For instance, you can literally have the game your playing on one side of the screen and cable TV on the other side with the Picture-in-Picture capability, then immediately choose one to use for the whole screen, then switch out of it, back to your dashboard and open up Netflix.

I can attest to the speed. That was one of the first things I noticed about the console. It's super fast. Simply starting up takes no time at all, whereas with the an XBOX 360 or PS3, I could turn the system on, go get my gaming fuel, and still make it back to the couch before the home screen would show up. Shutting the system off us equally as fast.

The other main feature they want you to integrate into your entertainment routine is the new Kinect unit, which accepts voice commands, as well as has a far more sophisticated camera and feature recognition system than the XBOX 360. You can turn the system on by saying, "XBOX On", and the unit will load the home screen and apps for your gamer profile by using facial recognition. This is can also function as a security feature so no unauthorized faces can play as your gamer profile and risk killing your stats and reputation

Personally, I don't plan on using the Kinect feature anytime soon. The fact that a camera connected to the internet would be in my living room kind of creeps me out. Not to mention the NSA doesn't need a view directly into my home, or to watch me get something in my eye during CNN's Heroe's (I swear it's aways a piece of dog fur). Unfortunately, if I'm not going to use the Kinect I have to log into my gamer profile the old fashioned way every time. You'd think that if they can make a game console that recognizes your face they would be able to give you a choice to stay logged in with a checkbox that says "remember user profile" so that I could avoid this, but no.

The redesigned dashboard has a sleeker look to it now since it's black, and it emphasizes the ability to "pin" apps to the front of your dashboard. I have Amazon Instant, Netflix, Blu Ray, and Ryse pinned to my front screen right now. The new layout also makes t easier to get to your XBOX Live gamer profile and XBOX One console Settings.

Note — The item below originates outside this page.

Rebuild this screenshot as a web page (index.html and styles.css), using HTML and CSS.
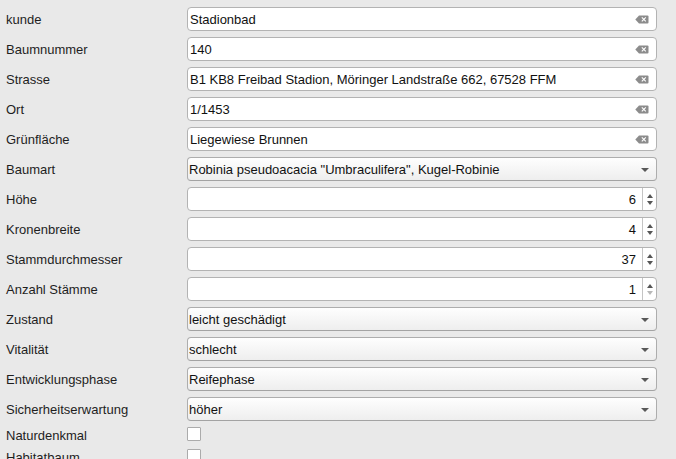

The XBOX One controller is a little different, slightly smaller than a 360 controller. It also has right and left trigger buttons with a bit of a different shape that's allegedly supposed to make it easer to move you fingers from right trigger to right button and from left trigger to left button, but the jury's still out on that one. The new XBOX button smack dab in the middle of the control is pretty cool too. It glows white (instead of green) when the controller is powered. This is the button that allows you to switch back to your dashboard if you aren't using the Kinect and its associated features.

I've had my XBOX One for almost a month at this point and I'm pretty happy I bought it. I really like the updated look and user experience of the XBOX One and I'm looking forward to some of the games coming out in 2014. I didn't think the system was going to be as different as it turned out to be, so kudos Microsoft.

However, if I could change a couple of things I would. Like I mentioned above, the fact that I have to select a gamer profile every time to log in is kind of annoying since I don't want to use the Kinect features and there's only going to be one gamer profile on the unit anyways.

I also wish that the system was backward compatible with XBOX 360 games, mainly because I don't want to overflow my TV cabinet with older video game equipment (my fiancee already thinks I'm too old to be playing video games, though she does like that the XBOX One has Blu Ray player), and because I have unfinished business with Deus Ex: Human Revolution and my second run through Mass Effect 3 on the XBOX 360.

I think that $500.00 is a little pricy for a video came system. I understand what it can do and that it's pretty powerful, but Microsoft could sell way more units by lowering the price, which I'm sure they'll do within the next year or two. I'm guessing Microsoft wants to try out Apple's elitist marketing strategy at least for a little while, but I guess I shouldn't complain then because I own all Apple products too. Sue me, I like a good computer.